**TASK TO COMPLETE:** Every line of the material is to be quoted verbatim, minus the pictures.

**SOURCE EXCERPT:**

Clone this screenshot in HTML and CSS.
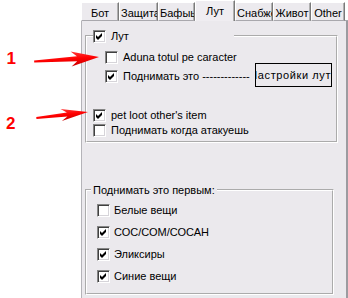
FILE: index.html
```html
<!DOCTYPE html>
<html lang="ru">
<head>
  <meta charset="UTF-8">
  <meta name="viewport" content="width=device-width, initial-scale=1">
  <title>Лут</title>
  <link rel="stylesheet" href="styles.css">
</head>
<body>
  <div class="screen">
    <div class="gutter"></div>

    <div class="tabctl">
      <div class="tabs">
        <div class="tab tab-bot">Бот</div>
        <div class="tab tab-def">Защита</div>
        <div class="tab tab-buff">Бафыь</div>
        <div class="tab tab-loot active">Лут</div>
        <div class="tab tab-supply">Снабжение</div>
        <div class="tab tab-pet">Живот</div>
        <div class="tab tab-other">Other</div>
        <div class="tab-rest"></div>
      </div>

      <div class="page">
        <fieldset class="group group-loot">
          <legend class="group-title">
            <span class="box on"><svg viewBox="0 0 7 7" width="7" height="7"><path d="M0 2 L2 4 L6 0 L6 3 L2 7 L0 5 Z"/></svg></span>
            <span>Лут</span>
          </legend>
          <div class="check sub first"><span class="box"></span>Aduna totul pe caracter</div>
          <div class="check sub second">
            <span class="box on"><svg viewBox="0 0 7 7" width="7" height="7"><path d="M0 2 L2 4 L6 0 L6 3 L2 7 L0 5 Z"/></svg></span>
            <span>Поднимать это -------------</span>
            <button class="btn"><span>Настройки лута</span></button>
          </div>
          <div class="check top pet"><span class="box on"><svg viewBox="0 0 7 7" width="7" height="7"><path d="M0 2 L2 4 L6 0 L6 3 L2 7 L0 5 Z"/></svg></span>pet loot other's item</div>
          <div class="check top"><span class="box"></span>Поднимать когда атакуешь</div>
        </fieldset>

        <fieldset class="group group-first">
          <legend class="group-title text">Поднимать это первым:</legend>
          <div class="check item"><span class="box"></span>Белые вещи</div>
          <div class="check item"><span class="box on"><svg viewBox="0 0 7 7" width="7" height="7"><path d="M0 2 L2 4 L6 0 L6 3 L2 7 L0 5 Z"/></svg></span>СОС/СОМ/СОСАН</div>
          <div class="check item"><span class="box on"><svg viewBox="0 0 7 7" width="7" height="7"><path d="M0 2 L2 4 L6 0 L6 3 L2 7 L0 5 Z"/></svg></span>Эликсиры</div>
          <div class="check item"><span class="box on"><svg viewBox="0 0 7 7" width="7" height="7"><path d="M0 2 L2 4 L6 0 L6 3 L2 7 L0 5 Z"/></svg></span>Синие вещи</div>
        </fieldset>
      </div>
    </div>

    <!-- red marks drawn over the dialog -->
    <svg class="notes" viewBox="0 0 348 298" width="348" height="298">
      <defs>
        <linearGradient id="redfill" x1="0" y1="0" x2="0" y2="1">
          <stop offset="0" stop-color="#ff3a3a"/>
          <stop offset="0.5" stop-color="#f00"/>
          <stop offset="1" stop-color="#c80000"/>
        </linearGradient>
      </defs>
      <text class="num" x="6.5" y="63.5">1</text>
      <text class="num" x="6" y="128.5">2</text>
      <g transform="translate(99 57) rotate(-4)">
        <path fill="url(#redfill)" d="M0 0 L-28 -7.5 L-22 -2.4 L-65 -1 L-65 1 L-22 2.6 L-28 7.5 Z"/>
      </g>
      <g transform="translate(88 112) rotate(-6.5)">
        <path fill="url(#redfill)" d="M0 0 L-27 -6 L-21 -2 L-52 -0.8 L-52 1 L-21 2.2 L-27 6 Z"/>
      </g>
    </svg>
  </div>
</body>
</html>
```

FILE: styles.css
```css
body {
  margin: 0;
  background: #fff;
  font: 11px "Liberation Sans", Arial, sans-serif;
  color: #000;
  overflow: hidden;
}
.screen {
  position: relative;
  display: flex;
  width: 348px;
  height: 298px;
}
.gutter {
  width: 81px;
  flex: none;
}
.tabctl {
  width: 267px;
  flex: none;
  display: flex;
  flex-direction: column;
}

/* tab strip */
.tabs {
  display: flex;
  align-items: flex-end;
  height: 21px;
}
.tab {
  box-sizing: border-box;
  height: 19px;
  padding: 4px 1px 0;
  line-height: 13px;
  background: #eceaee;
  border-top: 1px solid #fff;
  border-left: 1px solid #fff;
  border-right: 1px solid #7a7a7a;
  border-bottom: 1px solid #a9a8ad;
  box-shadow: inset -1px 0 0 #b0b0b0;
  display: flex;
  justify-content: safe center;
  overflow: hidden;
  white-space: nowrap;
}
.tab.active {
  height: 21px;
  border-bottom: none;
  background: #efedf1;
}
.tab-bot { width: 38px; }
.tab-def { width: 39px; }
.tab-buff { width: 37px; }
.tab-loot { width: 40px; }
.tab-supply { width: 38px; }
.tab-pet { width: 38px; }
.tab-other { width: 34px; }
.tab-rest {
  flex: 1;
  height: 1px;
  background: #a9a8ad;
}

/* tab page */
.page {
  flex: 1;
  background: #ebe9ed;
  border-left: 1px solid #b4b3b8;
  border-right: 2px solid #9c9ba0;
}
.group {
  box-sizing: border-box;
  min-width: 0;
  margin: 0 0 0 3px;
  border: 2px groove #fff;
}
.group-loot {
  width: 253px;
  margin-top: 8px;
  padding: 0 0 4px;
}
.group-first {
  width: 249px;
  margin-top: 40px;
  padding: 0 0 10px;
}
.group-title {
  display: flex;
  align-items: center;
  gap: 5px;
  height: 14px;
  line-height: 14px;
  padding: 0;
}
.group-loot .group-title {
  width: 141px;
  margin-left: 6px;
}
.group-title.text {
  margin-left: 4px;
  padding: 0 2px;
}

/* checkbox rows */
.check {
  display: flex;
  align-items: center;
  gap: 5px;
  height: 13px;
  line-height: 13px;
  white-space: nowrap;
}
.check.sub { margin-left: 18px; }
.check.sub.first { margin-top: 8px; }
.check.sub.second { margin-top: 6px; margin-right: 4px; }
.check.top { margin-left: 6px; margin-top: 2px; }
.check.top.pet { margin-top: 26px; }
.check.item { margin: 9px 0 0 10px; gap: 4px; }
.check.item:first-of-type { margin-top: 7px; }

.box {
  box-sizing: border-box;
  width: 13px;
  height: 13px;
  flex: none;
  background: #fff;
  border: 1px solid;
  border-color: #858585 #fff #fff #858585;
  box-shadow: inset 1px 1px 0 #404040, inset -1px -1px 0 #d6d4d9;
  display: flex;
  align-items: center;
  justify-content: center;
}
.box svg {
  display: block;
  fill: #000;
}

.btn {
  box-sizing: border-box;
  width: 77px;
  height: 24px;
  margin: -3px 0 0 auto;
  padding: 0;
  border: 1px solid #000;
  background: #ebe9ed;
  font: inherit;
  letter-spacing: 0.6px;
  color: #000;
  display: flex;
  align-items: center;
  justify-content: center;
  overflow: hidden;
  white-space: nowrap;
}
.btn span {
  flex: none;
}

/* annotations */
.notes {
  position: absolute;
  left: 0;
  top: 0;
  pointer-events: none;
}
.num {
  font: bold 17px "Liberation Sans", Arial, sans-serif;
  fill: #f00;
}
```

**COMPLETE ANSWER:**
Clone this screenshot in HTML and CSS.
FILE: index.html
```html
<!DOCTYPE html>
<html lang="ru">
<head>
  <meta charset="UTF-8">
  <meta name="viewport" content="width=device-width, initial-scale=1">
  <title>Лут</title>
  <link rel="stylesheet" href="styles.css">
</head>
<body>
  <div class="screen">
    <div class="gutter"></div>

    <div class="tabctl">
      <div class="tabs">
        <div class="tab tab-bot">Бот</div>
        <div class="tab tab-def">Защита</div>
        <div class="tab tab-buff">Бафыь</div>
        <div class="tab tab-loot active">Лут</div>
        <div class="tab tab-supply">Снабжение</div>
        <div class="tab tab-pet">Живот</div>
        <div class="tab tab-other">Other</div>
        <div class="tab-rest"></div>
      </div>

      <div class="page">
        <fieldset class="group group-loot">
          <legend class="group-title">
            <span class="box on"><svg viewBox="0 0 7 7" width="7" height="7"><path d="M0 2 L2 4 L6 0 L6 3 L2 7 L0 5 Z"/></svg></span>
            <span>Лут</span>
          </legend>
          <div class="check sub first"><span class="box"></span>Aduna totul pe caracter</div>
          <div class="check sub second">
            <span class="box on"><svg viewBox="0 0 7 7" width="7" height="7"><path d="M0 2 L2 4 L6 0 L6 3 L2 7 L0 5 Z"/></svg></span>
            <span>Поднимать это -------------</span>
            <button class="btn"><span>Настройки лута</span></button>
          </div>
          <div class="check top pet"><span class="box on"><svg viewBox="0 0 7 7" width="7" height="7"><path d="M0 2 L2 4 L6 0 L6 3 L2 7 L0 5 Z"/></svg></span>pet loot other's item</div>
          <div class="check top"><span class="box"></span>Поднимать когда атакуешь</div>
        </fieldset>

        <fieldset class="group group-first">
          <legend class="group-title text">Поднимать это первым:</legend>
          <div class="check item"><span class="box"></span>Белые вещи</div>
          <div class="check item"><span class="box on"><svg viewBox="0 0 7 7" width="7" height="7"><path d="M0 2 L2 4 L6 0 L6 3 L2 7 L0 5 Z"/></svg></span>СОС/СОМ/СОСАН</div>
          <div class="check item"><span class="box on"><svg viewBox="0 0 7 7" width="7" height="7"><path d="M0 2 L2 4 L6 0 L6 3 L2 7 L0 5 Z"/></svg></span>Эликсиры</div>
          <div class="check item"><span class="box on"><svg viewBox="0 0 7 7" width="7" height="7"><path d="M0 2 L2 4 L6 0 L6 3 L2 7 L0 5 Z"/></svg></span>Синие вещи</div>
        </fieldset>
      </div>
    </div>

    <!-- red marks drawn over the dialog -->
    <svg class="notes" viewBox="0 0 348 298" width="348" height="298">
      <defs>
        <linearGradient id="redfill" x1="0" y1="0" x2="0" y2="1">
          <stop offset="0" stop-color="#ff3a3a"/>
          <stop offset="0.5" stop-color="#f00"/>
          <stop offset="1" stop-color="#c80000"/>
        </linearGradient>
      </defs>
      <text class="num" x="6.5" y="63.5">1</text>
      <text class="num" x="6" y="128.5">2</text>
      <g transform="translate(99 57) rotate(-4)">
        <path fill="url(#redfill)" d="M0 0 L-28 -7.5 L-22 -2.4 L-65 -1 L-65 1 L-22 2.6 L-28 7.5 Z"/>
      </g>
      <g transform="translate(88 112) rotate(-6.5)">
        <path fill="url(#redfill)" d="M0 0 L-27 -6 L-21 -2 L-52 -0.8 L-52 1 L-21 2.2 L-27 6 Z"/>
      </g>
    </svg>
  </div>
</body>
</html>
```

FILE: styles.css
```css
body {
  margin: 0;
  background: #fff;
  font: 11px "Liberation Sans", Arial, sans-serif;
  color: #000;
  overflow: hidden;
}
.screen {
  position: relative;
  display: flex;
  width: 348px;
  height: 298px;
}
.gutter {
  width: 81px;
  flex: none;
}
.tabctl {
  width: 267px;
  flex: none;
  display: flex;
  flex-direction: column;
}

/* tab strip */
.tabs {
  display: flex;
  align-items: flex-end;
  height: 21px;
}
.tab {
  box-sizing: border-box;
  height: 19px;
  padding: 4px 1px 0;
  line-height: 13px;
  background: #eceaee;
  border-top: 1px solid #fff;
  border-left: 1px solid #fff;
  border-right: 1px solid #7a7a7a;
  border-bottom: 1px solid #a9a8ad;
  box-shadow: inset -1px 0 0 #b0b0b0;
  display: flex;
  justify-content: safe center;
  overflow: hidden;
  white-space: nowrap;
}
.tab.active {
  height: 21px;
  border-bottom: none;
  background: #efedf1;
}
.tab-bot { width: 38px; }
.tab-def { width: 39px; }
.tab-buff { width: 37px; }
.tab-loot { width: 40px; }
.tab-supply { width: 38px; }
.tab-pet { width: 38px; }
.tab-other { width: 34px; }
.tab-rest {
  flex: 1;
  height: 1px;
  background: #a9a8ad;
}

/* tab page */
.page {
  flex: 1;
  background: #ebe9ed;
  border-left: 1px solid #b4b3b8;
  border-right: 2px solid #9c9ba0;
}
.group {
  box-sizing: border-box;
  min-width: 0;
  margin: 0 0 0 3px;
  border: 2px groove #fff;
}
.group-loot {
  width: 253px;
  margin-top: 8px;
  padding: 0 0 4px;
}
.group-first {
  width: 249px;
  margin-top: 40px;
  padding: 0 0 10px;
}
.group-title {
  display: flex;
  align-items: center;
  gap: 5px;
  height: 14px;
  line-height: 14px;
  padding: 0;
}
.group-loot .group-title {
  width: 141px;
  margin-left: 6px;
}
.group-title.text {
  margin-left: 4px;
  padding: 0 2px;
}

/* checkbox rows */
.check {
  display: flex;
  align-items: center;
  gap: 5px;
  height: 13px;
  line-height: 13px;
  white-space: nowrap;
}
.check.sub { margin-left: 18px; }
.check.sub.first { margin-top: 8px; }
.check.sub.second { margin-top: 6px; margin-right: 4px; }
.check.top { margin-left: 6px; margin-top: 2px; }
.check.top.pet { margin-top: 26px; }
.check.item { margin: 9px 0 0 10px; gap: 4px; }
.check.item:first-of-type { margin-top: 7px; }

.box {
  box-sizing: border-box;
  width: 13px;
  height: 13px;
  flex: none;
  background: #fff;
  border: 1px solid;
  border-color: #858585 #fff #fff #858585;
  box-shadow: inset 1px 1px 0 #404040, inset -1px -1px 0 #d6d4d9;
  display: flex;
  align-items: center;
  justify-content: center;
}
.box svg {
  display: block;
  fill: #000;
}

.btn {
  box-sizing: border-box;
  width: 77px;
  height: 24px;
  margin: -3px 0 0 auto;
  padding: 0;
  border: 1px solid #000;
  background: #ebe9ed;
  font: inherit;
  letter-spacing: 0.6px;
  color: #000;
  display: flex;
  align-items: center;
  justify-content: center;
  overflow: hidden;
  white-space: nowrap;
}
.btn span {
  flex: none;
}

/* annotations */
.notes {
  position: absolute;
  left: 0;
  top: 0;
  pointer-events: none;
}
.num {
  font: bold 17px "Liberation Sans", Arial, sans-serif;
  fill: #f00;
}
```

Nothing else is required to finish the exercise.